La censure de certaines mesures par le Conseil Constitutionnel, c'est aussi l'espoir de Christophe Ramond. "Ce sera une étape importante, pour rappeler ce qu'est la France. Je fais confiance au Conseil", assure le président du Département du Tarn.

Cette loi c'est tout ce que l'on déteste, c'est un naufrage idéologique.

Christophe Ramond, Président du Département du Tarn

A l'autre bout du téléphone, le ton du socialiste tarnais est empreint de colère. "Avec cette loi, on est en train d'ouvrir une brèche, où des partis de gouvernement s'acoquinent avec le RN. Cette loi c'est tout ce que l'on déteste, c'est un naufrage idéologique."

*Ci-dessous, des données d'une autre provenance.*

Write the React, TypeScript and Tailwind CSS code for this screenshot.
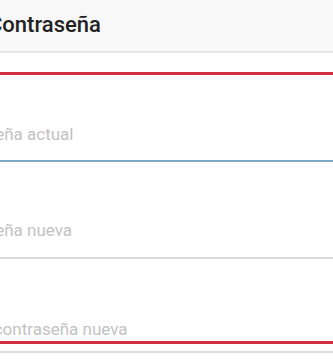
import { useState } from "react";

const FIELDS = [
  { key: "current", placeholder: "Contraseña actual", pad: "pt-[47px] pb-[14px]", line: "border-b-2 border-[#7ea9c6]" },
  { key: "next", placeholder: "Contraseña nueva", pad: "pt-[56px] pb-[15px]", line: "border-b-2 border-[#dcdcdc]" },
  { key: "repeat", placeholder: "Repetir contraseña nueva", pad: "pt-[58px]", line: "" },
];

export default function App() {
  const [values, setValues] = useState<Record<string, string>>({});
  const font = { fontFamily: "Roboto, 'Noto Sans', sans-serif" };

  return (
    <div className="h-[360px] w-[333px] overflow-hidden bg-white" style={font}>
      <div className="flex h-[53px] items-center border-b-2 border-[#e6e6e6] bg-[#f8f8f8]">
        <span className="-ml-[12px] pb-[3px] text-[22px] font-medium text-[#222]">
          Contraseña
        </span>
      </div>
      <div className="h-[19px]" />
      {/* red highlight box round the three fields */}
      <div className="border-y-[3px] border-[#cf2f3e]">
        {FIELDS.map((f) => (
          <div key={f.key} className={`${f.line} ${f.pad}`}>
            <input
              type="password"
              placeholder={f.placeholder}
              value={values[f.key] ?? ""}
              onChange={(e) => setValues({ ...values, [f.key]: e.target.value })}
              className="-ml-[64px] block h-6 w-[397px] bg-transparent text-[17px] leading-6 text-[#333] outline-none placeholder:text-[#c2c2c2]"
            />
          </div>
        ))}
      </div>
      <div className="h-[9px] border-b-2 border-[#dcdcdc]" />
    </div>
  );
}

Christophe Ramond de conclure : "Quand on voit que le Président de la République lui même n'apprécie pas certaines mesures (par exemple la caution demandée aux étudiants étrangers, ndlr), on ne peut que s'interroger. Ce n'est pas normal de faire une loi et de se dire que le Conseil Constitutionnel corrigera les erreurs." 

Comme son homologue du Lot Serge Rigal, Christophe Ramond ne ferme pas la porte à un éventuel fonds pour pallier à la perte de l'APA pour certains foyers du Tarn.

Même à contre-coeur, tous les présidents de Département que nous avons interrogé confirment qu'ils appliqueront la loi malgré tout : "J'ai des valeurs républicaines et j'y tiens", conclut Serge Rigal.

Le Conseil Constitutionnel a été saisi, à la fois par la gauche et par la majorité présidentielle. Aucune date d'examen de la loi immigration n'a encore été officialisée.